Folks, these aren’t old Bible stories. Anita could see herself right there in them. Just as I hope you all can as well. It’s the story to which we all belong. Sick, fatigued, dying sinners in a dying world. Some day for all of us, even the best of doctors will say, “Sorry, there’s just nothing more I can do.” But no, not Christ, not our heavenly physician. Because He went right through death itself, from the cross and tomb, making death for us but a short sleep, our graves just a bed, a portal to everlasting life. You see, when Jesus rose from the dead, He shows His pierced hands and feet. And doesn’t say, “Sorry … there’s nothing else I can do,” but rather, “Look, just look and delight in all that I’ve done for you.”
Because in those glorious scars you can see for yourself that all your sins have been answered for. And now from that pierced side comes a gusher of mercy and forgiveness.

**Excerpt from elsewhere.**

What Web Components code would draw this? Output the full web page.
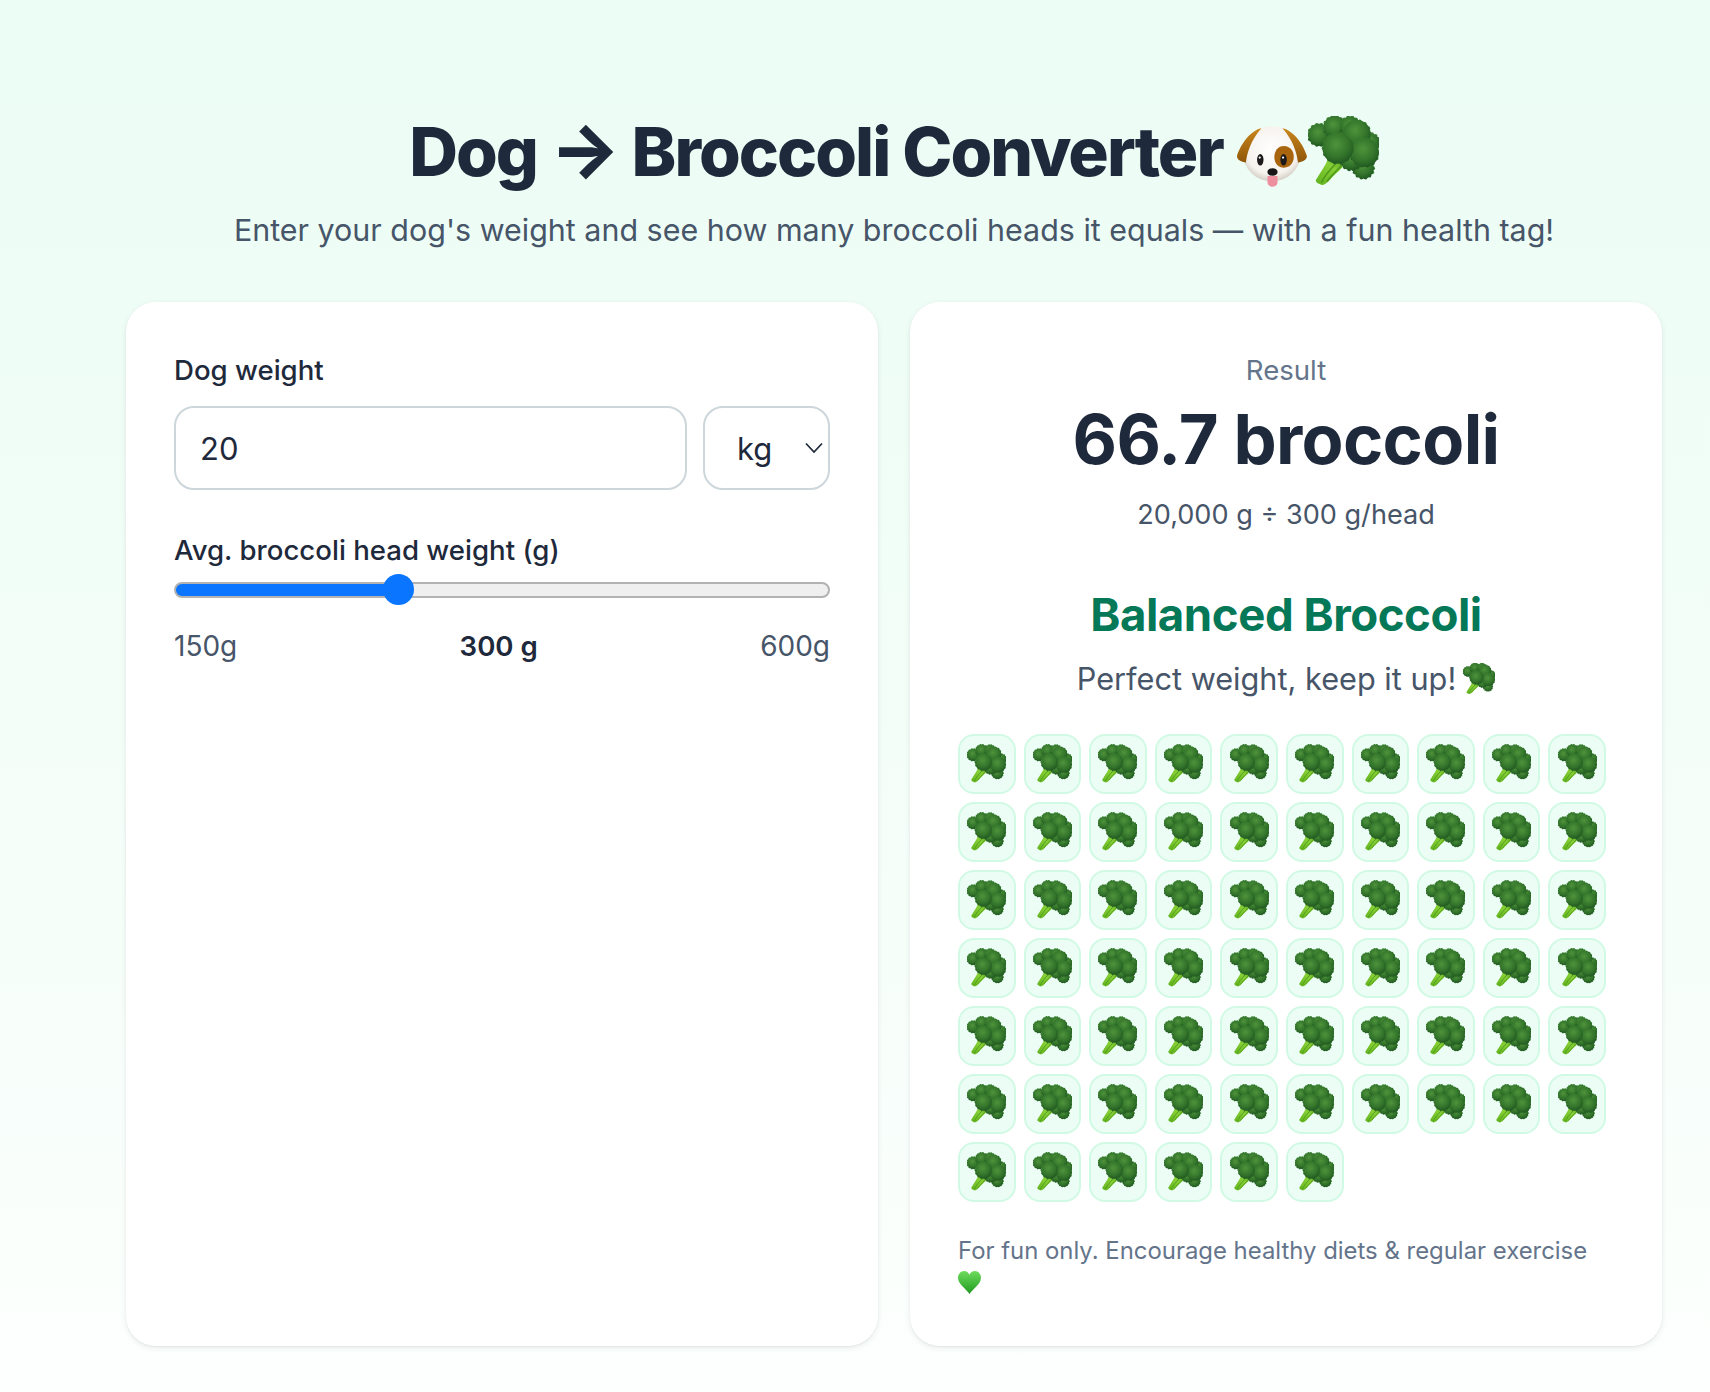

Like that sick woman in our Gospel today, Anita came to the altar on Sunday, sick, just like all of us in this fallen world, with the frailty of this mortal flesh. And at the altar she reached out to touch Jesus. And He reached right back with His own body and blood – a guarantee or His eternal love and blessing. There was her healing, her refreshment, and her life. And she knew it and rejoiced in that.
Tomorrow Anita will rest in the tomb just like that little girl in our Gospel this morning. But as Jesus said, “She’s not dead … just sleeping.” For not even death can separate her from the love of her Savior. Because He’s promised to come again. And He’ll take Anita’s hand gently in His, and her eyes will flutter and open. And He’ll lift her up from her grave. A girl youthful and sprightly, to stand up in the resurrection of all the saints in glorious light.
In those last days of earthly life, Anita’s thoughts became focused, singular, and all she wanted to talk about was one thing. Just one thing. The happiness of singing in the choir at her old church. Each and every visit she talked about walking in her choir robe in procession singing in her church. I thought she was just recalling fond old memories. But maybe it was more than that. Maybe that clarity of vision and mind I talked about earlier was already illuminating and bringing that future glorious life so near and palpable, that she nearly felt it. Just like a little girl, opening her eyes from sleep to behold Christ, and walking, singing in the choir in her white robe. In the name of Jesus. Amen.